「サラーリマン専科 by 江戸の蚤とり」のみとり侍 りゃんひささんの映画レビュー(感想・評価)
サラーリマン専科 by 江戸の蚤とり
江戸時代、十代将軍・徳川家治の頃のハナシ。
世はおしなべて規制緩和の時代。
それは老中・田沼意次が推し進めてのこと。
長岡藩勘定方の小林寛之進(阿部寛)は、殿様の歌詠みの席で叱責され、左遷させられる。
それは、彼が藩の汚職に気づいていたからなのだが、それはさておき、寛之進の左遷先は「猫の蚤とり」。
とはいえ、それすら表向きの、春をひさぐ男稼業だった・・・
といったところから始まる物語で、前半の展開はかなり面白い。
勘定方といえば、会社組織でいえば総務・財務の役割で、寛之進はそこのエリート。
けれど、不正を知って、内部告発をしようかどうしようかのところで、身分制度外の身分にならざるを得なくなってしまう。
でも、根が真面目な彼は、春をひさぐ稼業であっても殿の命令ならば・・・と身を粉にして取り組んでいく。
そして、その最中で、亡き妻にそっくりな女(寺島しのぶ)と出逢い、コトを「ヘタクソ」と罵られてしまう・・・
って、可哀想なハナシ。
そんなハナシならば、藩がどうとかこうとかなんてさておき、どうすれば、亡き妻にそっくりな女を喜ばせ、歓喜滂沱の境地に達せられるか・・・と展開すれば面白い。

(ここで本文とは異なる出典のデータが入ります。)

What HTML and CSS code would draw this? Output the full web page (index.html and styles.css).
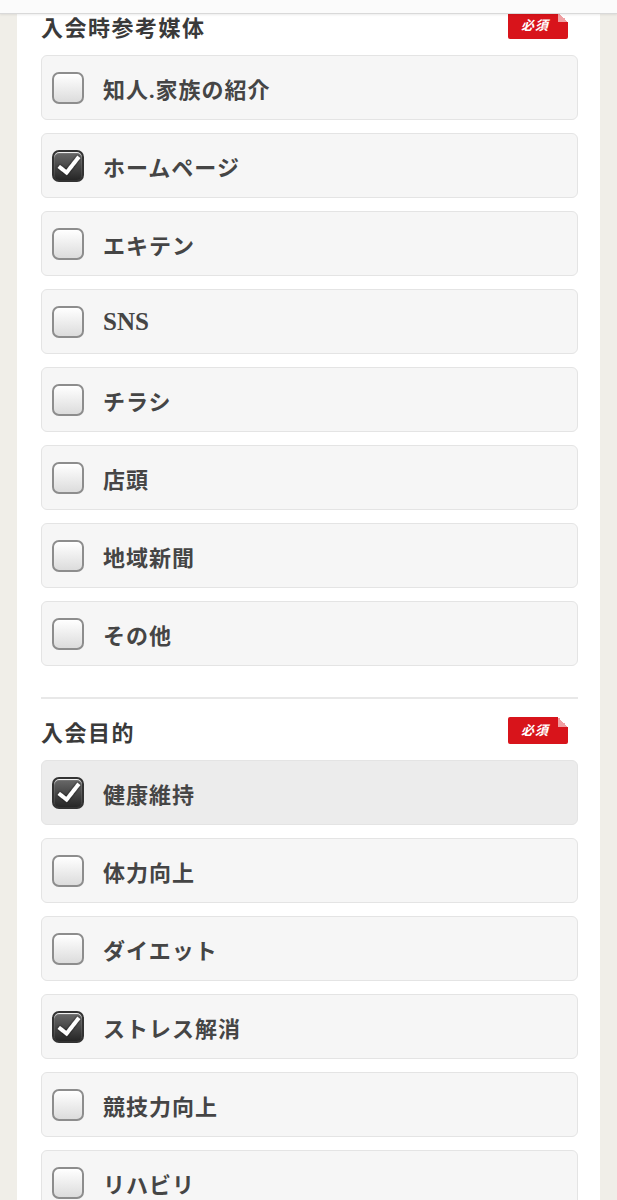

そして、それを指南するのが、年の離れた女房を持った大店の主人(豊川悦司)というのだから、まぁ、落語的な内容。
なんだけれど、中盤からそんな艶笑噺からどんどん脱線してしまう。
ここから先は書かないことにするが(なにせツマラナイ)、男と女の対等なエロティックな関係を他所に、結局、幕の世直し、体制に組み込まれてしまい、それを良しとするハナシはいかがなものか。
なかが殿様、藩体制、その上、のみとり稼業で俸禄が出ているなんてことはない。
そんなものに頼ってどうする、拠り所にしてどうする(だって、無給だぞ)・・・と思ってしまう後半。
昔の映画なら、こうはなるまい。
ビリー・ワイルダー監督なら、絶対、ならない。
なんて、観終わってしばらくしてから思いました。
ま、観ているうちは、それなりにおもしろいのだけれど、ね。